>> Start MATERIAL

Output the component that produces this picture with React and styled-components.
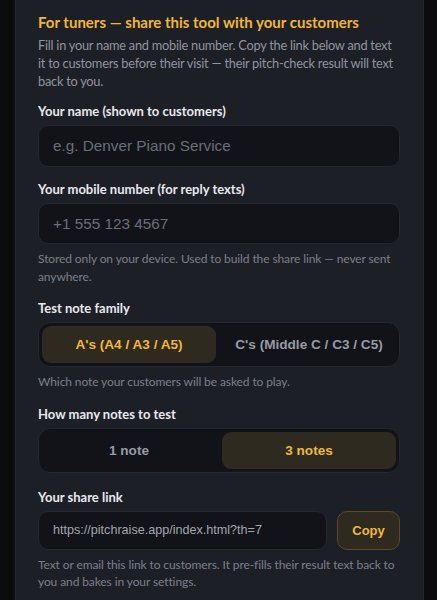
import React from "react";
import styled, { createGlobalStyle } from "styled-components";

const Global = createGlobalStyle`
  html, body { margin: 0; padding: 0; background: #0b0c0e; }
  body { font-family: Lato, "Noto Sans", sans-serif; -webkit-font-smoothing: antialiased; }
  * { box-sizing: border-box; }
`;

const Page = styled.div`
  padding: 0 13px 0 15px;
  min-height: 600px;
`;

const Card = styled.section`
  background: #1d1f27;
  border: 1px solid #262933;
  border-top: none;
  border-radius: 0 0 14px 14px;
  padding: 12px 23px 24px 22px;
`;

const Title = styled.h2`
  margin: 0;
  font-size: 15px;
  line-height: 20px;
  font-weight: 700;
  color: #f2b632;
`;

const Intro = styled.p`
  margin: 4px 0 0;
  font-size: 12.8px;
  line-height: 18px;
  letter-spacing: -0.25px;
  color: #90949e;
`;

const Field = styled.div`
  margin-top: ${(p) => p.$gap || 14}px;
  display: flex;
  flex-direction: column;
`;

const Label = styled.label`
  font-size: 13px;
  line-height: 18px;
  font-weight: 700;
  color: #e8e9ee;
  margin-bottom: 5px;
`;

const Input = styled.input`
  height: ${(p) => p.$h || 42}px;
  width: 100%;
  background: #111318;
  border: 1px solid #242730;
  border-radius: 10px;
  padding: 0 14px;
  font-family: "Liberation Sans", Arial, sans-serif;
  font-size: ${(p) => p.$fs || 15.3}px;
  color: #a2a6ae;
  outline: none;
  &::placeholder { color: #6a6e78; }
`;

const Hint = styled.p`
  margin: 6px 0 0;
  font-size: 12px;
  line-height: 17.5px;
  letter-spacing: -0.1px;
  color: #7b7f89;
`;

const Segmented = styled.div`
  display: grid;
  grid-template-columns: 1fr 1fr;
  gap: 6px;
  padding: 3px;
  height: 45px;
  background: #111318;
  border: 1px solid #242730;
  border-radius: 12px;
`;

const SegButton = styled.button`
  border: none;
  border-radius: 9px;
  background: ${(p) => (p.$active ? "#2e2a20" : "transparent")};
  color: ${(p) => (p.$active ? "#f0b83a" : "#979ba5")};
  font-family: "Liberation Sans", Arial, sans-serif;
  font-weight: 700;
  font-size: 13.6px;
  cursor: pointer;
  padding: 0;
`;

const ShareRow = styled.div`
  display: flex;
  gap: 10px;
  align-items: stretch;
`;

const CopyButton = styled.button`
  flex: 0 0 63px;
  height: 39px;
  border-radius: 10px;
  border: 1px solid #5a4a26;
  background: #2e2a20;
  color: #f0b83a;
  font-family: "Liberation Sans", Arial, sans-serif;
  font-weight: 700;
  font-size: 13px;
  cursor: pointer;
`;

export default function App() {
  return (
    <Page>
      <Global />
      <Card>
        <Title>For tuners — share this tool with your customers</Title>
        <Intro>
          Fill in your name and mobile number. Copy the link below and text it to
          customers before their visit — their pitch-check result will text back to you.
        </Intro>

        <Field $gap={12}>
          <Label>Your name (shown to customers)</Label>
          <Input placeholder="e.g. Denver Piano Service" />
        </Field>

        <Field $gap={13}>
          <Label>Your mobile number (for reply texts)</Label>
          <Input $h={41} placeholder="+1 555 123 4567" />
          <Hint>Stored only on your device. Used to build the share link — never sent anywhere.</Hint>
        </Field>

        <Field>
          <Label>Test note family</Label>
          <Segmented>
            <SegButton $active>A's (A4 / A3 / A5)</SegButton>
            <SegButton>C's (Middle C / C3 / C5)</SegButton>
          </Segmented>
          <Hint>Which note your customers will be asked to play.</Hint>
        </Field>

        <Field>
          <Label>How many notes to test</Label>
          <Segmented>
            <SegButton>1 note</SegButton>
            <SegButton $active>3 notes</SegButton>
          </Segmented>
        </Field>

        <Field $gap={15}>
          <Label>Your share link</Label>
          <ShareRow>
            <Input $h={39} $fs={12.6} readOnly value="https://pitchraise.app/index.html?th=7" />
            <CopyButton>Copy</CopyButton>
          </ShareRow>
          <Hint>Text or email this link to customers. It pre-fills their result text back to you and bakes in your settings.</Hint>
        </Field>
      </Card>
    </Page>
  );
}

>> End MATERIAL

#### SET PROBLEM:
Using the data above, print every line exactly, omitting pictures.

#### EXERCISE RESPONSE:
Output the component that produces this picture with React and styled-components.
import React from "react";
import styled, { createGlobalStyle } from "styled-components";

const Global = createGlobalStyle`
  html, body { margin: 0; padding: 0; background: #0b0c0e; }
  body { font-family: Lato, "Noto Sans", sans-serif; -webkit-font-smoothing: antialiased; }
  * { box-sizing: border-box; }
`;

const Page = styled.div`
  padding: 0 13px 0 15px;
  min-height: 600px;
`;

const Card = styled.section`
  background: #1d1f27;
  border: 1px solid #262933;
  border-top: none;
  border-radius: 0 0 14px 14px;
  padding: 12px 23px 24px 22px;
`;

const Title = styled.h2`
  margin: 0;
  font-size: 15px;
  line-height: 20px;
  font-weight: 700;
  color: #f2b632;
`;

const Intro = styled.p`
  margin: 4px 0 0;
  font-size: 12.8px;
  line-height: 18px;
  letter-spacing: -0.25px;
  color: #90949e;
`;

const Field = styled.div`
  margin-top: ${(p) => p.$gap || 14}px;
  display: flex;
  flex-direction: column;
`;

const Label = styled.label`
  font-size: 13px;
  line-height: 18px;
  font-weight: 700;
  color: #e8e9ee;
  margin-bottom: 5px;
`;

const Input = styled.input`
  height: ${(p) => p.$h || 42}px;
  width: 100%;
  background: #111318;
  border: 1px solid #242730;
  border-radius: 10px;
  padding: 0 14px;
  font-family: "Liberation Sans", Arial, sans-serif;
  font-size: ${(p) => p.$fs || 15.3}px;
  color: #a2a6ae;
  outline: none;
  &::placeholder { color: #6a6e78; }
`;

const Hint = styled.p`
  margin: 6px 0 0;
  font-size: 12px;
  line-height: 17.5px;
  letter-spacing: -0.1px;
  color: #7b7f89;
`;

const Segmented = styled.div`
  display: grid;
  grid-template-columns: 1fr 1fr;
  gap: 6px;
  padding: 3px;
  height: 45px;
  background: #111318;
  border: 1px solid #242730;
  border-radius: 12px;
`;

const SegButton = styled.button`
  border: none;
  border-radius: 9px;
  background: ${(p) => (p.$active ? "#2e2a20" : "transparent")};
  color: ${(p) => (p.$active ? "#f0b83a" : "#979ba5")};
  font-family: "Liberation Sans", Arial, sans-serif;
  font-weight: 700;
  font-size: 13.6px;
  cursor: pointer;
  padding: 0;
`;

const ShareRow = styled.div`
  display: flex;
  gap: 10px;
  align-items: stretch;
`;

const CopyButton = styled.button`
  flex: 0 0 63px;
  height: 39px;
  border-radius: 10px;
  border: 1px solid #5a4a26;
  background: #2e2a20;
  color: #f0b83a;
  font-family: "Liberation Sans", Arial, sans-serif;
  font-weight: 700;
  font-size: 13px;
  cursor: pointer;
`;

export default function App() {
  return (
    <Page>
      <Global />
      <Card>
        <Title>For tuners — share this tool with your customers</Title>
        <Intro>
          Fill in your name and mobile number. Copy the link below and text it to
          customers before their visit — their pitch-check result will text back to you.
        </Intro>

        <Field $gap={12}>
          <Label>Your name (shown to customers)</Label>
          <Input placeholder="e.g. Denver Piano Service" />
        </Field>

        <Field $gap={13}>
          <Label>Your mobile number (for reply texts)</Label>
          <Input $h={41} placeholder="+1 555 123 4567" />
          <Hint>Stored only on your device. Used to build the share link — never sent anywhere.</Hint>
        </Field>

        <Field>
          <Label>Test note family</Label>
          <Segmented>
            <SegButton $active>A's (A4 / A3 / A5)</SegButton>
            <SegButton>C's (Middle C / C3 / C5)</SegButton>
          </Segmented>
          <Hint>Which note your customers will be asked to play.</Hint>
        </Field>

        <Field>
          <Label>How many notes to test</Label>
          <Segmented>
            <SegButton>1 note</SegButton>
            <SegButton $active>3 notes</SegButton>
          </Segmented>
        </Field>

        <Field $gap={15}>
          <Label>Your share link</Label>
          <ShareRow>
            <Input $h={39} $fs={12.6} readOnly value="https://pitchraise.app/index.html?th=7" />
            <CopyButton>Copy</CopyButton>
          </ShareRow>
          <Hint>Text or email this link to customers. It pre-fills their result text back to you and bakes in your settings.</Hint>
        </Field>
      </Card>
    </Page>
  );
}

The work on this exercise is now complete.